Huáyán jīng shū zhù 華嚴經疏注
Annotated Edition of the Commentary on the Huáyán Scripture (with the sūtra interlinear) by 澄觀 Chéngguān (述) and 淨源 Jìngyuán (錄疏注經)
About the work
The Huāyán jīng shū zhù in 58 fascicles is the Northern Sòng huì běn 會本 (“combined edition”) of [[KR6e0011|Chéngguān’s Huáyán jīng shū]] (T1735) and the new (80-fascicle) [[KR6e0010|Huáyán jīng]] (T0279) — the parent sūtra is here presented as the main text, with Chéngguān’s commentary inserted directly under each line of sūtra text in interlinear-annotation format. The editor was 淨源 Jìngyuán (1011–1088), abbot of the Huìyīnsì 慧因寺 in Hángzhōu and the central figure of the Northern Sòng Huáyán revival; the editorial labour, described in the work’s title-line as 錄疏注經 (“recording the commentary as annotation to the sūtra”), is one of the major literary outputs of his Hángzhōu Huáyán project.
Prefaces
The work opens with the title-line “大方廣佛華嚴經疏卷第一并序 / 清涼山沙門 澄觀 述 / 晉水沙門 (淨源) 錄疏注經” — that is, the original Shū opening and Chéngguān’s preface (“往復無際。動靜一源。含眾妙而有餘。超言思而逈出者。其唯法界歟……”) follow immediately, with no separate Sòng preface. The work is in this respect a combined-edition reissue of Chéngguān’s Shū with the sūtra placed alongside, rather than a new commentary in its own right.
Abstract
The work is dated by Jìngyuán’s editorial colophon to the period of his abbacy at the Huì-yīn-sì, c. 1067 – 1088 CE. Jìngyuán’s huì běn projects were undertaken in collaboration with Korean Goryeo Buddhist patrons — particularly the Goryeo dignitary Ŭich’ŏn 義天 (1055–1101), who visited Hángzhōu in 1085–1086 to study at the Huì-yīn-sì and made substantial donations to underwrite the canon-restoration project. The Hángzhōu Huì-yīn-sì subsequently became known in the Goryeo capital as the “Korean Master’s Monastery” (高麗師寺), and the huì běn editions of the Tang Huáyán corpus were exported to Korea in support of the Goryeo Hwaeom revival, where they helped form the basis of the second printing of the Korean Tripiṭaka Koreana (re-cut in 1236–1251 after the destruction of the first canon-edition by the Mongol invasions).

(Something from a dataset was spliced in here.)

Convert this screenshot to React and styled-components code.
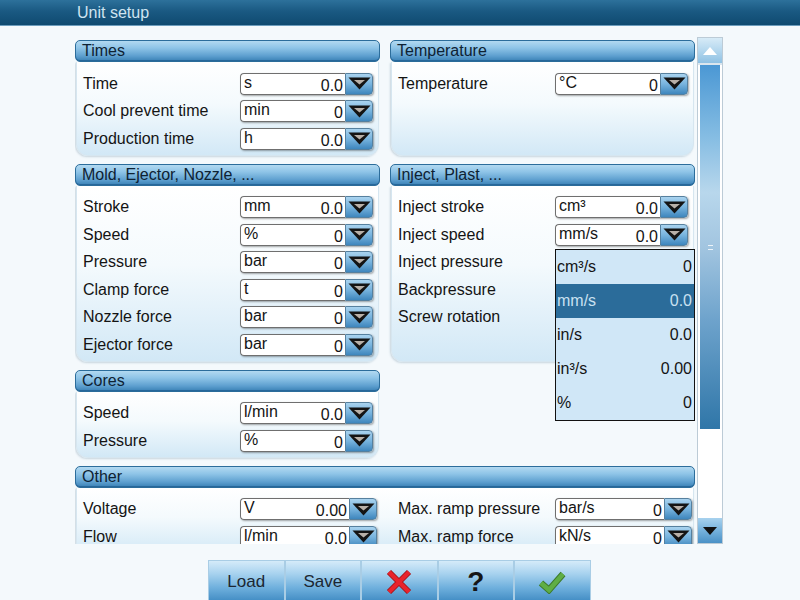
import React from "react";
import styled, { createGlobalStyle } from "styled-components";

const GlobalStyle = createGlobalStyle`
  html, body {
    margin: 0;
    padding: 0;
    background: #f4f9fc;
  }
  body {
    font-family: "Liberation Sans", Arial, sans-serif;
    color: #141414;
  }
`;

const times = [
  ["Time", "s", "0.0"],
  ["Cool prevent time", "min", "0"],
  ["Production time", "h", "0.0"],
];
const temperature = [["Temperature", "°C", "0"]];
const mold = [
  ["Stroke", "mm", "0.0"],
  ["Speed", "%", "0"],
  ["Pressure", "bar", "0"],
  ["Clamp force", "t", "0"],
  ["Nozzle force", "bar", "0"],
  ["Ejector force", "bar", "0"],
];
// the last three selects sit under the open list, so only their labels show
const inject = [
  ["Inject stroke", "cm³", "0.0"],
  ["Inject speed", "mm/s", "0.0", true],
  ["Inject pressure"],
  ["Backpressure"],
  ["Screw rotation"],
];
const cores = [
  ["Speed", "l/min", "0.0"],
  ["Pressure", "%", "0"],
];
const otherLeft = [
  ["Voltage", "V", "0.00"],
  ["Flow", "l/min", "0.0"],
];
const otherRight = [
  ["Max. ramp pressure", "bar/s", "0"],
  ["Max. ramp force", "kN/s", "0"],
];
const speedUnits = [
  ["cm³/s", "0"],
  ["mm/s", "0.0", true],
  ["in/s", "0.0"],
  ["in³/s", "0.00"],
  ["%", "0"],
];

export default function App() {
  return (
    <Screen>
      <GlobalStyle />
      <TitleBar>Unit setup</TitleBar>

      <Main>
        <Viewport>
          <GroupGrid>
            <Group title="Times" rows={times} />
            <Group title="Temperature" rows={temperature} />
            <Group title="Mold, Ejector, Nozzle, ..." rows={mold} />
            <Group title="Inject, Plast, ..." rows={inject} />
            <Group title="Cores" rows={cores} />
            <span />
            <GroupBox $wide>
              <GroupHeader>Other</GroupHeader>
              <GroupBody $split>
                <Column>
                  {otherLeft.map((r) => (
                    <Row key={r[0]} data={r} />
                  ))}
                </Column>
                <Column>
                  {otherRight.map((r) => (
                    <Row key={r[0]} data={r} />
                  ))}
                </Column>
              </GroupBody>
            </GroupBox>
          </GroupGrid>
        </Viewport>

        <ScrollBar>
          <ScrollButton $up>
            <svg width="14" height="8" viewBox="0 0 14 8">
              <polygon points="0,8 14,8 7,0" fill="#ffffff" />
            </svg>
          </ScrollButton>
          <Thumb>
            <Grip />
          </Thumb>
          <Track />
          <ScrollButton>
            <svg width="14" height="8" viewBox="0 0 14 8">
              <polygon points="0,0 14,0 7,8" fill="#111" />
            </svg>
          </ScrollButton>
        </ScrollBar>
      </Main>

      <ButtonBar>
        <ActionButton>Load</ActionButton>
        <ActionButton>Save</ActionButton>
        <ActionButton>
          <svg width="26" height="26" viewBox="0 0 26 26">
            <path d="M3 3 L23 23 M23 3 L3 23" stroke="#a0141a" strokeWidth="6" />
            <path d="M3 3 L23 23 M23 3 L3 23" stroke="#e8232c" strokeWidth="4.2" />
          </svg>
        </ActionButton>
        <ActionButton>
          <Question>?</Question>
        </ActionButton>
        <ActionButton>
          <svg width="28" height="24" viewBox="0 0 28 24">
            <path d="M3 13 L11 20 L25 4" fill="none" stroke="#3d7a2c" strokeWidth="6.5" />
            <path d="M3 13 L11 20 L25 4" fill="none" stroke="#5fae45" strokeWidth="4.5" />
          </svg>
        </ActionButton>
      </ButtonBar>
    </Screen>
  );
}

function Group({ title, rows }) {
  return (
    <GroupBox>
      <GroupHeader>{title}</GroupHeader>
      <GroupBody>
        <Column>
          {rows.map((r) => (
            <Row key={r[0]} data={r} />
          ))}
        </Column>
      </GroupBody>
    </GroupBox>
  );
}

function Row({ data }) {
  const [label, unit, value, open] = data;
  return (
    <RowLine>
      <Label>{label}</Label>
      {unit && (
        <Select>
          <Field>
            <Unit>{unit}</Unit>
            <Value>{value}</Value>
          </Field>
          <DropButton>
            <svg width="23" height="13" viewBox="0 0 23 13">
              <polygon points="0.5,0.5 22.5,0.5 11.5,12.5" fill="#141414" />
              <polygon points="6,3 17,3 11.5,7.5" fill="#b8b0a8" />
            </svg>
          </DropButton>
          {open && (
            <DropList>
              {speedUnits.map(([u, v, sel]) => (
                <DropItem key={u} $selected={sel}>
                  <span>{u}</span>
                  <span>{v}</span>
                </DropItem>
              ))}
            </DropList>
          )}
        </Select>
      )}
    </RowLine>
  );
}

const Screen = styled.div`
  width: 800px;
  height: 600px;
  overflow: hidden;
  display: flex;
  flex-direction: column;
`;

const TitleBar = styled.div`
  height: 25px;
  line-height: 25px;
  padding-left: 77px;
  font-size: 16px;
  color: #cfe4f1;
  background: linear-gradient(to bottom, #2d719b 0%, #1a5982 45%, #0f4a70 100%);
  border-bottom: 1px solid #6c9dbd;
`;

const Main = styled.div`
  display: flex;
  gap: 2px;
  margin: 11px 0 0 75px;
  height: 507px;
`;

const Viewport = styled.div`
  width: 620px;
  height: 100%;
  overflow: hidden;
  padding-top: 3px;
  box-sizing: border-box;
`;

const GroupGrid = styled.div`
  display: grid;
  grid-template-columns: 305px 305px;
  column-gap: 10px;
  row-gap: 8px;
`;

const GroupBox = styled.div`
  display: flex;
  flex-direction: column;
  grid-column: ${(p) => (p.$wide ? "1 / span 2" : "auto")};
`;

const GroupHeader = styled.div`
  height: 20px;
  line-height: 20px;
  padding-left: 6px;
  font-size: 16px;
  color: #0e2233;
  border: 1px solid #2c6d9b;
  border-radius: 5px;
  background: linear-gradient(
    to bottom,
    #b2d9f1 0%,
    #8ec4e7 35%,
    #5d9fcf 75%,
    #3a81b5 100%
  );
  box-shadow: inset 0 -1px 0 #27679a;
`;

const GroupBody = styled.div`
  flex: 1;
  display: grid;
  grid-template-columns: ${(p) => (p.$split ? "305px 305px" : "1fr")};
  column-gap: 10px;
  padding: 8px 0 2px 0;
  margin: 0 1px;
  border: 1px solid #d6e6f0;
  border-top: none;
  border-radius: 0 0 12px 12px;
  background: linear-gradient(to bottom, #ffffff 0%, #f4fafd 45%, #d2e8f6 100%);
  box-shadow: -1px 1px 2px rgba(70, 110, 140, 0.25);
`;

const Column = styled.div`
  display: flex;
  flex-direction: column;
  padding: 0 5px 0 6px;
`;

const RowLine = styled.div`
  display: grid;
  grid-template-columns: 157px 1fr;
  align-items: center;
  height: 27.5px;
`;

const Label = styled.div`
  font-size: 16px;
  color: #141414;
  white-space: nowrap;
`;

const Select = styled.div`
  position: relative;
  display: flex;
  height: 22px;
  box-shadow: 1px 1px 2px rgba(0, 0, 0, 0.35);
  border-radius: 4px;
`;

const Field = styled.div`
  flex: 1;
  display: flex;
  justify-content: space-between;
  padding: 0 2px 0 3px;
  background: #ffffff;
  border: 1px solid #6f6f6f;
  border-right: none;
  border-radius: 4px 0 0 4px;
  font-size: 16px;
  color: #141414;
`;

const Unit = styled.span`
  align-self: flex-start;
  line-height: 17px;
`;

const Value = styled.span`
  align-self: flex-end;
  line-height: 17px;
`;

const DropButton = styled.div`
  width: 26px;
  display: flex;
  align-items: center;
  justify-content: center;
  border: 1px solid #56809e;
  border-radius: 0 4px 4px 0;
  background: linear-gradient(to bottom, #a9d3ef 0%, #78b4de 50%, #3e86bd 100%);
`;

const DropList = styled.div`
  position: absolute;
  top: calc(100% + 3px);
  left: 0;
  width: 138px;
  z-index: 5;
  border: 1px solid #111;
  background: #d0e7f7;
`;

const DropItem = styled.div`
  height: 34px;
  display: flex;
  align-items: center;
  justify-content: space-between;
  padding: 0 2px 0 1px;
  font-size: 16px;
  color: ${(p) => (p.$selected ? "#c9e1f1" : "#141414")};
  background: ${(p) => (p.$selected ? "#2b6c9a" : "transparent")};
`;

const ScrollBar = styled.div`
  width: 26px;
  height: 100%;
  box-sizing: border-box;
  display: flex;
  flex-direction: column;
  border: 1px solid #bccbd6;
  background: #ffffff;
`;

const ScrollButton = styled.div`
  height: 25px;
  display: flex;
  align-items: center;
  justify-content: center;
  border-bottom: ${(p) => (p.$up ? "2px solid #dbe6ee" : "none")};
  background: ${(p) =>
    p.$up
      ? "linear-gradient(to bottom, #d7ebf7 0%, #b4d7ee 50%, #8fc1e3 100%)"
      : "linear-gradient(to bottom, #a8d2ee 0%, #76b2dd 50%, #4a91c6 100%)"};
`;

const Thumb = styled.div`
  height: 364px;
  margin: 0 2px;
  display: flex;
  align-items: center;
  justify-content: center;
  background: linear-gradient(
    to bottom,
    #4b98d4 0%,
    #86bde3 20%,
    #b8d7ec 35%,
    #a2c5e0 50%,
    #6ea3cc 70%,
    #2f76a8 100%
  );
`;

const Grip = styled.div`
  width: 5px;
  height: 3px;
  border-top: 1px solid rgba(255, 255, 255, 0.8);
  border-bottom: 1px solid rgba(255, 255, 255, 0.8);
`;

const Track = styled.div`
  flex: 1;
  background: #ffffff;
`;

const ButtonBar = styled.div`
  display: flex;
  margin: 16px 0 0 208px;
`;

const ActionButton = styled.div`
  box-sizing: border-box;
  width: 76.5px;
  height: 42px;
  display: flex;
  align-items: center;
  justify-content: center;
  font-size: 17px;
  color: #1c2732;
  border: 1px solid #a9cde5;
  border-bottom: none;
  background: linear-gradient(
    to bottom,
    #d5ebf9 0%,
    #a9d3ef 30%,
    #6fb0dd 65%,
    #3f8ac2 100%
  );
`;

const Question = styled.span`
  font-size: 28px;
  font-weight: bold;
  color: #161616;
`;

The interlinear huì běn format pioneered by Jìngyuán became the standard Sòng-onwards Buddhist scholastic study-format for major canonical sūtras with their commentaries. It allowed the reader to follow the parent sūtra and the commentary line by line without flipping between two volumes; in the Buddhist jiǎngxí 講習 / lecture practice it was the standard format used in the lecture-hall.
The work was the basis of the much fuller [[KR6e0021|Qiánlóng-canon Dà fāngguǎng fó huáyán jīng shū chāo huì běn 大方廣佛華嚴經疏鈔會本]] (Q1557, 80 fasc.), which combines the sūtra (T0279), the Shū (T1735), and the Chāo (T1736) — Jìngyuán’s two-way huì běn (sūtra + Shū) in a three-way arrangement.
Translations and research
- No complete Western-language translation located.
- Yoshizu Yoshihide 吉津宜英. Kegon zen no shisōshi-teki kenkyū 華厳禅の思想史的研究. Daitō shuppansha, 1985 — extensive treatment of Jìngyuán’s editorial project.
- Mori Tomomasa 森博達. Sōdai Kegon-shū no fukkō 宋代華厳宗の復興 (papers on Jìngyuán and the Sòng Huáyán revival).
- Lin, Pei-ying. The Tang Buddhist Tradition in Goryeo Korea, articles in Pacific World and elsewhere.
- Bo Wen 卜文. “Buddhist Korea-China Relations in the Tenth and Eleventh Centuries: The Case of Jìnshuǐ Jìngyuán.” Journal of Korean Religions 6.1 (2015): 117–140.
Other points of interest
- The Hángzhōu Huìyīnsì 慧因寺 — Jìngyuán’s monastic base — became one of the principal hubs of Sino-Korean Buddhist exchange in the eleventh century, and several Goryeo-period Korean monks studied there in lineages descended from Jìngyuán.
- The Goryeo donations to the Huìyīnsì included paper, ink, and printing-blocks for the huì běn projects; the resulting books were exported back to Korea and became a key part of the Goryeo Hwaeom canon.